_Given information_
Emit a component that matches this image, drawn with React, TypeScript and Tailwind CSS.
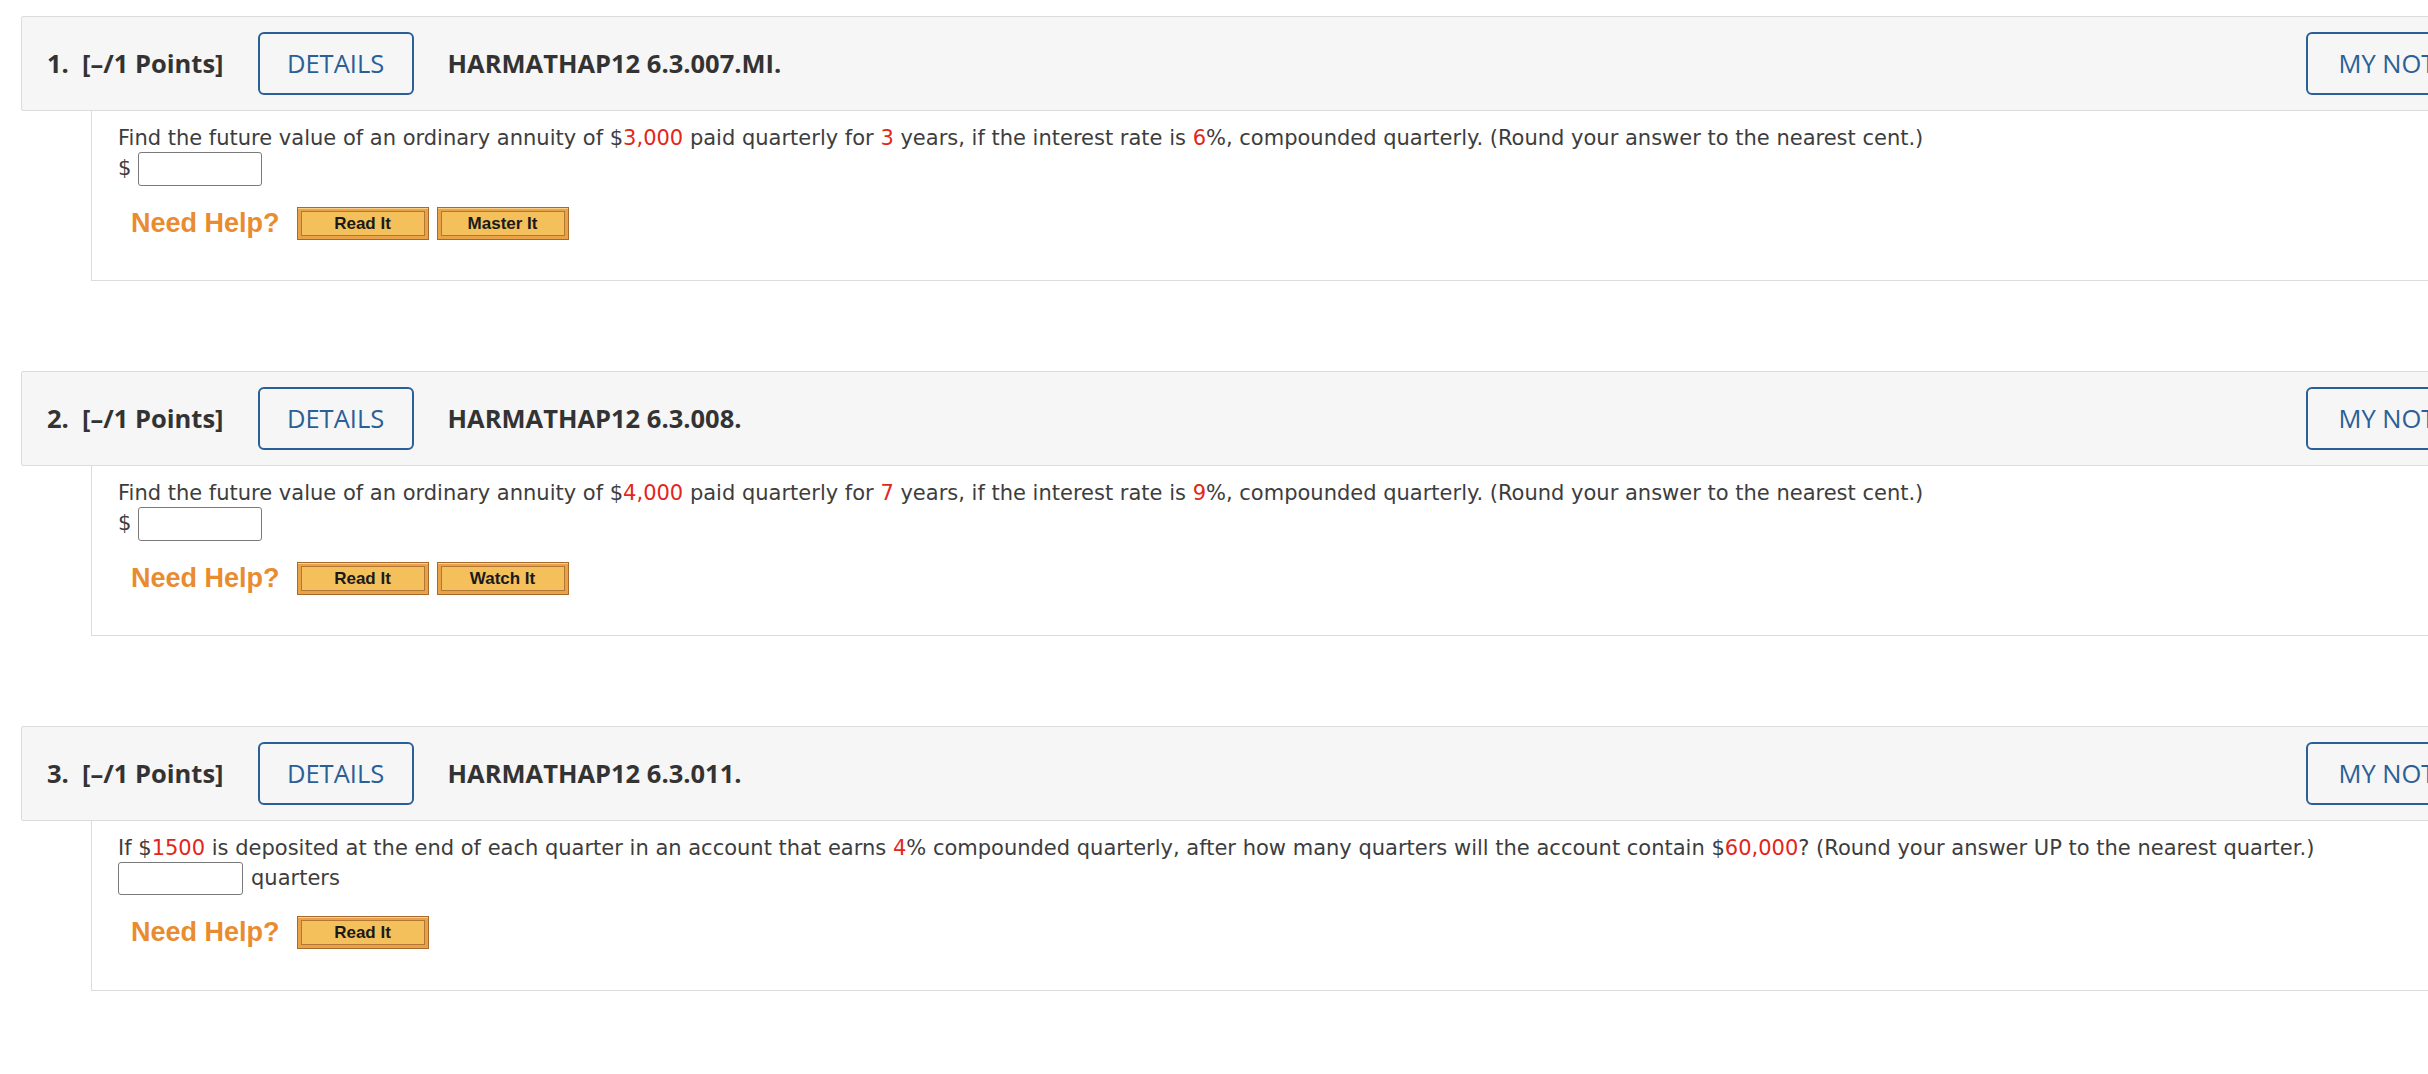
import React from "react";

const HEAD_FONT = { fontFamily: '"Open Sans", "Liberation Sans", sans-serif' };
const BODY_FONT = { fontFamily: '"DejaVu Sans", Verdana, sans-serif' };
const HELP_FONT = { fontFamily: '"Liberation Sans", Arial, sans-serif' };

type Question = {
  num: number;
  code: string;
  prompt: React.ReactNode;
  answer: "dollar" | "quarters";
  help: string[];
};

const Red = ({ children }: { children: React.ReactNode }) => (
  <span className="text-[#e3261c]">{children}</span>
);

const questions: Question[] = [
  {
    num: 1,
    code: "HARMATHAP12 6.3.007.MI.",
    prompt: (
      <>
        Find the future value of an ordinary annuity of $<Red>3,000</Red> paid quarterly for <Red>3</Red> years, if the
        interest rate is <Red>6</Red>%, compounded quarterly. (Round your answer to the nearest cent.)
      </>
    ),
    answer: "dollar",
    help: ["Read It", "Master It"],
  },
  {
    num: 2,
    code: "HARMATHAP12 6.3.008.",
    prompt: (
      <>
        Find the future value of an ordinary annuity of $<Red>4,000</Red> paid quarterly for <Red>7</Red> years, if the
        interest rate is <Red>9</Red>%, compounded quarterly. (Round your answer to the nearest cent.)
      </>
    ),
    answer: "dollar",
    help: ["Read It", "Watch It"],
  },
  {
    num: 3,
    code: "HARMATHAP12 6.3.011.",
    prompt: (
      <>
        If $<Red>1500</Red> is deposited at the end of each quarter in an account that earns <Red>4</Red>% compounded
        quarterly, after how many quarters will the account contain $<Red>60,000</Red>? (Round your answer UP to the
        nearest quarter.)
      </>
    ),
    answer: "quarters",
    help: ["Read It"],
  },
];

function HelpButton({ label }: { label: string }) {
  return (
    <button className="h-[33px] w-[132px] border border-[#a86a2c] bg-[#e9a247] p-[3px] shadow-[inset_0_1px_0_#f8d08a]">
      <div
        className="flex h-full w-full items-center justify-center border border-[#b47634] bg-[#f3c05c] text-[17px] font-bold leading-none text-[#1a1a1a]"
        style={HELP_FONT}
      >
        {label}
      </div>
    </button>
  );
}

function OutlineButton({ children, className = "" }: { children: React.ReactNode; className?: string }) {
  return (
    <button
      className={`flex h-[63px] items-center justify-center rounded-[6px] border-[2.5px] border-[#2b5f97] bg-transparent text-[25.5px] font-medium text-[#2b5f97] ${className}`}
      style={HEAD_FONT}
    >
      {children}
    </button>
  );
}

function QuestionBlock({ q }: { q: Question }) {
  return (
    <div className="mb-[90px] w-[2520px]">
      {/* Header bar */}
      <div className="flex h-[95px] items-center rounded-[2px] border border-[#dcdcdc] bg-[#f6f6f6] pl-[25px]">
        <span className="whitespace-pre text-[25.5px] font-bold text-[#333333]" style={HEAD_FONT}>
          {`${q.num}.  [–/1 Points]`}
        </span>
        <OutlineButton className="ml-[34px] w-[156px]">DETAILS</OutlineButton>
        <span className="ml-[34px] text-[25.5px] font-bold text-[#333333]" style={HEAD_FONT}>
          {q.code}
        </span>
        <OutlineButton className="ml-auto mr-[44px] w-[190px]">MY NOTES</OutlineButton>
      </div>

      {/* Question body */}
      <div className="ml-[70px] h-[170px] border-b border-l border-[#dcdcdc] pl-[26px] pt-[14px]" style={BODY_FONT}>
        <p className="text-[21px] leading-[26px] text-[#3d3d3d]">{q.prompt}</p>

        <div className="mt-[1px] flex items-center text-[21px] text-[#3d3d3d]">
          {q.answer === "dollar" ? (
            <>
              <span>$</span>
              <input className="ml-[7px] h-[34px] w-[124px] rounded-[3px] border border-[#7a7a7a] bg-white" />
            </>
          ) : (
            <>
              <input className="h-[33px] w-[125px] rounded-[3px] border border-[#7a7a7a] bg-white" />
              <span className="ml-[8px]">quarters</span>
            </>
          )}
        </div>

        <div className="mt-[21px] flex items-center pl-[13px]">
          <span className="mr-[17px] text-[27px] font-bold leading-none text-[#e98b2f]" style={HELP_FONT}>
            Need Help?
          </span>
          <div className="flex gap-[8px]">
            {q.help.map((h) => (
              <HelpButton key={h} label={h} />
            ))}
          </div>
        </div>
      </div>
    </div>
  );
}

export default function App() {
  return (
    <div className="h-screen w-full overflow-hidden bg-white pl-[21px] pt-[16px]">
      {questions.map((q) => (
        <QuestionBlock key={q.num} q={q} />
      ))}
    </div>
  );
}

_Stated exercise_
Reproduce all of the material exactly, apart from the pictures.

_Result_
Emit a component that matches this image, drawn with React, TypeScript and Tailwind CSS.
import React from "react";

const HEAD_FONT = { fontFamily: '"Open Sans", "Liberation Sans", sans-serif' };
const BODY_FONT = { fontFamily: '"DejaVu Sans", Verdana, sans-serif' };
const HELP_FONT = { fontFamily: '"Liberation Sans", Arial, sans-serif' };

type Question = {
  num: number;
  code: string;
  prompt: React.ReactNode;
  answer: "dollar" | "quarters";
  help: string[];
};

const Red = ({ children }: { children: React.ReactNode }) => (
  <span className="text-[#e3261c]">{children}</span>
);

const questions: Question[] = [
  {
    num: 1,
    code: "HARMATHAP12 6.3.007.MI.",
    prompt: (
      <>
        Find the future value of an ordinary annuity of $<Red>3,000</Red> paid quarterly for <Red>3</Red> years, if the
        interest rate is <Red>6</Red>%, compounded quarterly. (Round your answer to the nearest cent.)
      </>
    ),
    answer: "dollar",
    help: ["Read It", "Master It"],
  },
  {
    num: 2,
    code: "HARMATHAP12 6.3.008.",
    prompt: (
      <>
        Find the future value of an ordinary annuity of $<Red>4,000</Red> paid quarterly for <Red>7</Red> years, if the
        interest rate is <Red>9</Red>%, compounded quarterly. (Round your answer to the nearest cent.)
      </>
    ),
    answer: "dollar",
    help: ["Read It", "Watch It"],
  },
  {
    num: 3,
    code: "HARMATHAP12 6.3.011.",
    prompt: (
      <>
        If $<Red>1500</Red> is deposited at the end of each quarter in an account that earns <Red>4</Red>% compounded
        quarterly, after how many quarters will the account contain $<Red>60,000</Red>? (Round your answer UP to the
        nearest quarter.)
      </>
    ),
    answer: "quarters",
    help: ["Read It"],
  },
];

function HelpButton({ label }: { label: string }) {
  return (
    <button className="h-[33px] w-[132px] border border-[#a86a2c] bg-[#e9a247] p-[3px] shadow-[inset_0_1px_0_#f8d08a]">
      <div
        className="flex h-full w-full items-center justify-center border border-[#b47634] bg-[#f3c05c] text-[17px] font-bold leading-none text-[#1a1a1a]"
        style={HELP_FONT}
      >
        {label}
      </div>
    </button>
  );
}

function OutlineButton({ children, className = "" }: { children: React.ReactNode; className?: string }) {
  return (
    <button
      className={`flex h-[63px] items-center justify-center rounded-[6px] border-[2.5px] border-[#2b5f97] bg-transparent text-[25.5px] font-medium text-[#2b5f97] ${className}`}
      style={HEAD_FONT}
    >
      {children}
    </button>
  );
}

function QuestionBlock({ q }: { q: Question }) {
  return (
    <div className="mb-[90px] w-[2520px]">
      {/* Header bar */}
      <div className="flex h-[95px] items-center rounded-[2px] border border-[#dcdcdc] bg-[#f6f6f6] pl-[25px]">
        <span className="whitespace-pre text-[25.5px] font-bold text-[#333333]" style={HEAD_FONT}>
          {`${q.num}.  [–/1 Points]`}
        </span>
        <OutlineButton className="ml-[34px] w-[156px]">DETAILS</OutlineButton>
        <span className="ml-[34px] text-[25.5px] font-bold text-[#333333]" style={HEAD_FONT}>
          {q.code}
        </span>
        <OutlineButton className="ml-auto mr-[44px] w-[190px]">MY NOTES</OutlineButton>
      </div>

      {/* Question body */}
      <div className="ml-[70px] h-[170px] border-b border-l border-[#dcdcdc] pl-[26px] pt-[14px]" style={BODY_FONT}>
        <p className="text-[21px] leading-[26px] text-[#3d3d3d]">{q.prompt}</p>

        <div className="mt-[1px] flex items-center text-[21px] text-[#3d3d3d]">
          {q.answer === "dollar" ? (
            <>
              <span>$</span>
              <input className="ml-[7px] h-[34px] w-[124px] rounded-[3px] border border-[#7a7a7a] bg-white" />
            </>
          ) : (
            <>
              <input className="h-[33px] w-[125px] rounded-[3px] border border-[#7a7a7a] bg-white" />
              <span className="ml-[8px]">quarters</span>
            </>
          )}
        </div>

        <div className="mt-[21px] flex items-center pl-[13px]">
          <span className="mr-[17px] text-[27px] font-bold leading-none text-[#e98b2f]" style={HELP_FONT}>
            Need Help?
          </span>
          <div className="flex gap-[8px]">
            {q.help.map((h) => (
              <HelpButton key={h} label={h} />
            ))}
          </div>
        </div>
      </div>
    </div>
  );
}

export default function App() {
  return (
    <div className="h-screen w-full overflow-hidden bg-white pl-[21px] pt-[16px]">
      {questions.map((q) => (
        <QuestionBlock key={q.num} q={q} />
      ))}
    </div>
  );
}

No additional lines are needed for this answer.